Apple's M1 Pro, M1 Max SoCs Investigated: New Performance and Efficiency Heights

Name: Apple's M1 Pro, M1 Max SoCs Investigated: New Performance and Efficiency Heights
Item: Apple's M1 Pro, M1 Max SoCs Investigated: New Performance and Efficiency Heights
Author: Andrei Frumusanu

by Andrei Frumusanu on October 25, 2021 9:00 AM EST

493 Comments | Add A Comment

493 Comments

Power Behaviour: No Real TDP, but Wide Range

Last year when we reviewed the M1 inside the Mac mini, we did some rough power measurements based on the wall-power of the machine. Since then, we learned how to read out Apple’s individual CPU, GPU, NPU and memory controller power figures, as well as total advertised package power.
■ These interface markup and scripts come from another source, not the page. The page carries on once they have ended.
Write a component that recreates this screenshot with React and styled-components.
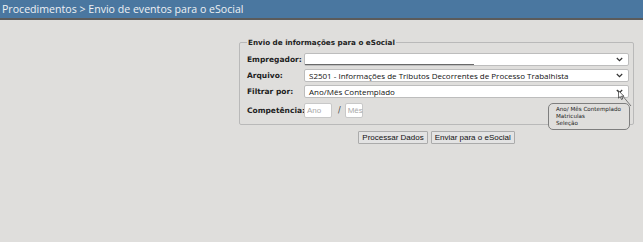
import React from 'react';
import styled, { createGlobalStyle } from 'styled-components';

const GlobalStyle = createGlobalStyle`
  html, body {
    margin: 0;
    padding: 0;
    background: #dfdedc;
    height: 100%;
  }
  body {
    font-family: 'DejaVu Sans', Verdana, sans-serif;
  }
`;

const fields = [
  { label: 'Empregador:', value: '', loading: true },
  { label: 'Arquivo:', value: 'S2501 - Informações de Tributos Decorrentes de Processo Trabalhista' },
  { label: 'Filtrar por:', value: 'Ano/Mês Contemplado', hover: true },
];

const tooltipLines = ['Ano/ Mês Contemplado', 'Matriculas', 'Seleção'];

const Chevron = () => (
  <svg width="7" height="5" viewBox="0 0 7 5">
    <path d="M0.8 1 L3.5 3.7 L6.2 1" fill="none" stroke="#333" strokeWidth="1.2" />
  </svg>
);

const Cursor = () => (
  <svg width="7" height="11" viewBox="0 0 8 12">
    <path d="M0.5 0.5 L0.5 9 L2.6 7.2 L4 10.5 L5.4 9.9 L4 6.8 L6.8 6.8 Z" fill="#fff" stroke="#222" strokeWidth="0.8" />
  </svg>
);

export default function App() {
  return (
    <>
      <GlobalStyle />
      <Header>Procedimentos &gt; Envio de eventos para o eSocial</Header>
      <Content>
        <Panel>
          <Fieldset>
            <Legend>Envio de informações para o eSocial</Legend>
            {fields.map((f) => (
              <Row key={f.label}>
                <Label>{f.label}</Label>
                <Select>
                  <span>{f.value}</span>
                  <Chevron />
                  {f.loading && <LoadingLine />}
                  {f.hover && (
                    <>
                      <Leader width="11" height="13" viewBox="0 0 11 13">
                        <line x1="0.5" y1="0.5" x2="10" y2="12" stroke="#777" strokeWidth="1" />
                      </Leader>
                      <CursorWrap>
                        <Cursor />
                      </CursorWrap>
                    </>
                  )}
                </Select>
              </Row>
            ))}
            <Row tall>
              <Label>Competência:</Label>
              <SmallInput width={28}>Ano</SmallInput>
              <Slash>/</Slash>
              <SmallInput width={18}>Mês</SmallInput>
            </Row>
            <Tooltip>
              {tooltipLines.map((line) => (
                <div key={line}>{line}</div>
              ))}
            </Tooltip>
          </Fieldset>
          <Buttons>
            <Button>Processar Dados</Button>
            <Button>Enviar para o eSocial</Button>
          </Buttons>
        </Panel>
      </Content>
    </>
  );
}

const Header = styled.div`
  height: 18px;
  line-height: 19px;
  background: #4a77a0;
  border-bottom: 2px solid #5b5b5b;
  color: #eef1f4;
  font-family: 'Open Sans', 'Noto Sans', sans-serif;
  font-size: 10.6px;
  padding-left: 2px;
  white-space: nowrap;
`;

const Content = styled.div`
  display: flex;
  padding: 18px 0 0 239px;
`;

const Panel = styled.div`
  width: 395px;
  display: flex;
  flex-direction: column;
`;

const Fieldset = styled.fieldset`
  position: relative;
  margin: 0;
  padding: 6px 3px 6px 7px;
  border: 1px solid #b9b9b9;
  border-radius: 2px;
  display: flex;
  flex-direction: column;
  gap: 3px;
`;

const Legend = styled.legend`
  font-size: 7.2px;
  font-weight: bold;
  color: #222;
  padding: 0 1px;
  margin-left: 0;
`;

const Row = styled.div`
  display: flex;
  align-items: center;
  height: ${({ tall }) => (tall ? '16px' : '13px')};
  margin-top: ${({ tall }) => (tall ? '1px' : '0')};
`;

const Label = styled.label`
  width: 57px;
  flex: none;
  font-size: 7.5px;
  font-weight: bold;
  color: #222;
  white-space: nowrap;
`;

const Select = styled.div`
  position: relative;
  width: 325px;
  height: 13px;
  box-sizing: border-box;
  background: #fff;
  border: 1px solid #bdbdbd;
  border-radius: 2px;
  display: flex;
  align-items: center;
  justify-content: space-between;
  padding: 0 5px 0 4px;
  font-family: 'Open Sans', 'Noto Sans', sans-serif;
  font-size: 8px;
  color: #111;
  white-space: nowrap;
`;

const LoadingLine = styled.div`
  position: absolute;
  left: 0;
  bottom: 0;
  width: 169px;
  height: 1px;
  background: #6a6a6a;
`;

const CursorWrap = styled.div`
  position: absolute;
  right: 3px;
  top: 4px;
  line-height: 0;
`;

const Leader = styled.svg`
  position: absolute;
  right: -4px;
  top: 8px;
`;

const SmallInput = styled.div`
  width: ${({ width }) => width}px;
  height: 15px;
  box-sizing: border-box;
  background: #fff;
  border: 1px solid #c8c8c8;
  border-radius: 2px;
  font-family: 'Liberation Sans', Arial, sans-serif;
  font-size: 8px;
  color: #a9a9a9;
  padding-left: 2px;
  line-height: 13px;
`;

const Slash = styled.span`
  font-size: 8px;
  color: #444;
  margin: 0 4px 0 6px;
`;

const Tooltip = styled.div`
  position: absolute;
  left: 308px;
  top: 56px;
  width: 82px;
  height: 27px;
  box-sizing: border-box;
  background: #dfdedc;
  border: 1px solid #7e7e7e;
  border-radius: 5px;
  padding: 2px 0 0 7px;
  font-family: 'DejaVu Sans', sans-serif;
  font-size: 5.6px;
  line-height: 7px;
  color: #222;
  white-space: nowrap;
`;

const Buttons = styled.div`
  display: flex;
  justify-content: center;
  gap: 3px;
  margin-top: 6px;
`;

const Button = styled.button`
  height: 13px;
  padding: 0 3px;
  background: #e3e3e3;
  border: 1px solid #ababab;
  border-radius: 1px;
  font-family: 'Liberation Sans', Arial, sans-serif;
  font-size: 8px;
  color: #111;
  line-height: 11px;
`;
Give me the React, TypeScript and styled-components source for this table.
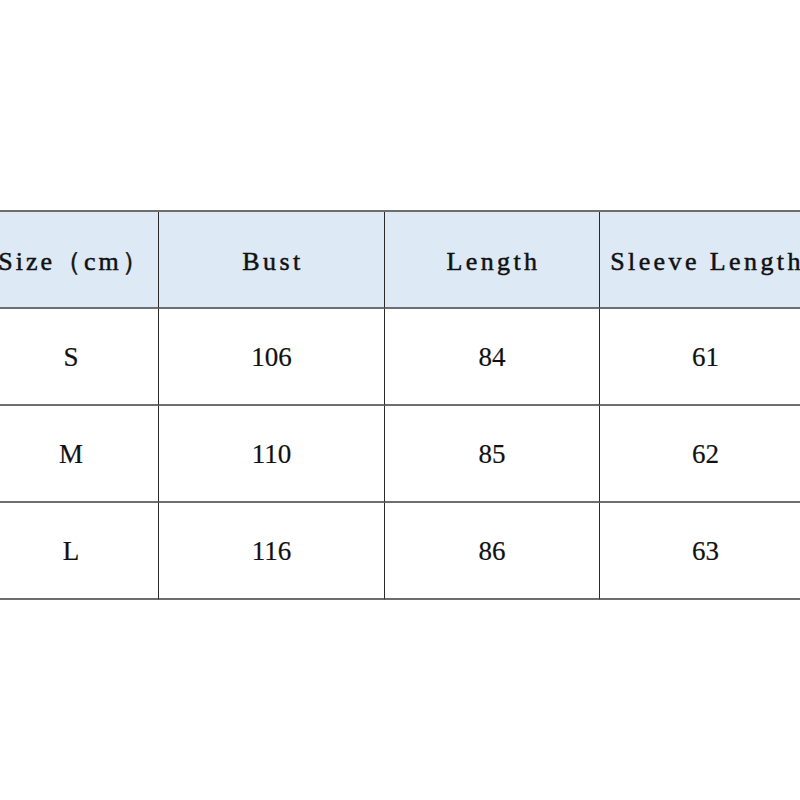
import styled, { createGlobalStyle } from 'styled-components';

const GlobalStyle = createGlobalStyle`
  html, body {
    margin: 0;
    padding: 0;
    background: #fff;
    overflow: hidden;
  }
`;

const header = ['Size（cm）', 'Bust', 'Length', 'Sleeve Length'];

const rows = [
  ['S', '106', '84', '61'],
  ['M', '110', '85', '62'],
  ['L', '116', '86', '63'],
];

export default function App() {
  return (
    <>
      <GlobalStyle />
      <Page>
        <Table>
          {header.map((h, i) => (
            <HeadCell key={h} $first={i === 0}>{h}</HeadCell>
          ))}
          {rows.map((row) =>
            row.map((v, i) => (
              <BodyCell key={row[0] + i} $first={i === 0}>{v}</BodyCell>
            ))
          )}
        </Table>
      </Page>
    </>
  );
}

// Styled Components

const Page = styled.div`
  width: 800px;
  height: 800px;
  padding-top: 210px;
  box-sizing: border-box;
  overflow: hidden;
`;

const Table = styled.div`
  display: grid;
  grid-template-columns: 174px 226px 215px 212px;
  grid-template-rows: 97px 97px 97px 97px;
  margin-left: -16px;
  width: 827px;
  border-top: 2px solid #6e6e6e;
`;

const Cell = styled.div<{ $first?: boolean }>`
  display: flex;
  align-items: center;
  justify-content: center;
  border-bottom: 2px solid #6e6e6e;
  border-left: ${({ $first }) => ($first ? 'none' : '1px solid #2a2a2a')};
  box-sizing: border-box;
  color: #111;
`;

const HeadCell = styled(Cell)`
  background: #dde9f5;
  font-family: 'Liberation Serif', serif;
  font-size: 26px;
  letter-spacing: ${({ $first }) => ($first ? '3px' : '3.4px')};
  padding-top: 4px;
  padding-left: ${({ $first }) => ($first ? '7px' : '3px')};
  white-space: nowrap;
  -webkit-text-stroke: 0.5px #111;
`;

const BodyCell = styled(Cell)`
  font-family: 'Liberation Serif', serif;
  font-size: 27px;
  padding-top: 2px;
  -webkit-text-stroke: 0.2px #111;
`;
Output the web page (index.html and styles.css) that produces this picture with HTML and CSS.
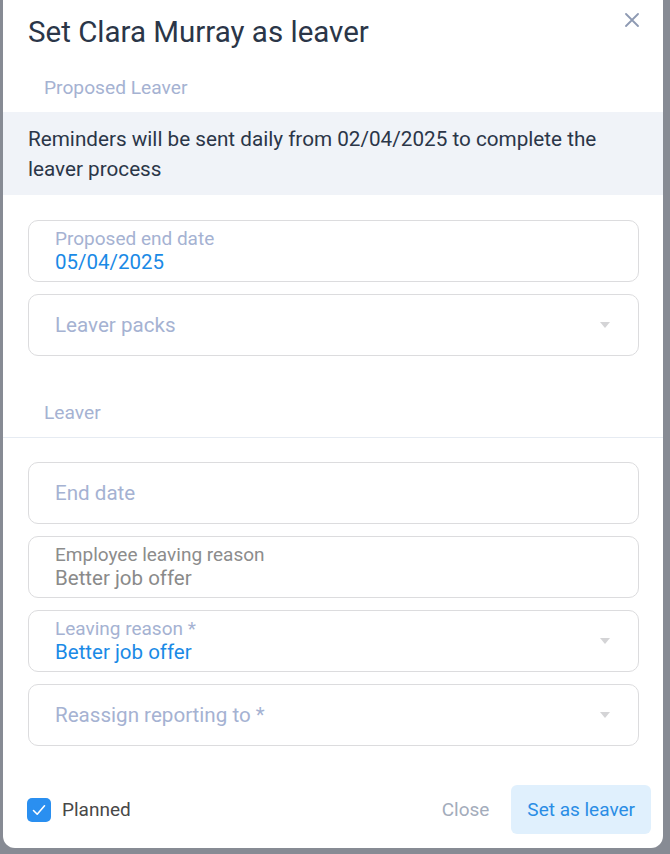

We repeat the exercise here for the 16” MacBook Pro, focusing on chip package power, as well as AC active wall power, meaning device load power, minus idle power.

Apple doesn’t advertise any TDP for the chips of the devices – it’s our understanding that simply doesn’t exist, and the only limitation to the power draw of the chips and laptops are simply thermals. As long as temperature is kept in check, the silicon will not throttle or not limit itself in terms of power draw. Of course, there’s still an actual average power draw figure when under different scenarios, which is what we come to test here:

Apple MacBook Pro 16 M1 Max Power Behaviour

Starting off with device idle, the chip reports a package power of around 200mW when doing nothing but idling on a static screen. This is extremely low compared to competitor designs, and is likely a reason Apple is able achieve such fantastic battery life. The AC wall power under idle was 7.2W, this was on Apple’s included 140W charger, and while the laptop was on minimum display brightness – it’s likely the actual DC battery power under this scenario is much lower, but lacking the ability to measure this, it’s the second-best thing we have. One should probably assume a 90% efficiency figure in the AC-to-DC conversion chain from 230V wall to 28V USB-C MagSafe to whatever the internal PMIC usage voltage of the device is.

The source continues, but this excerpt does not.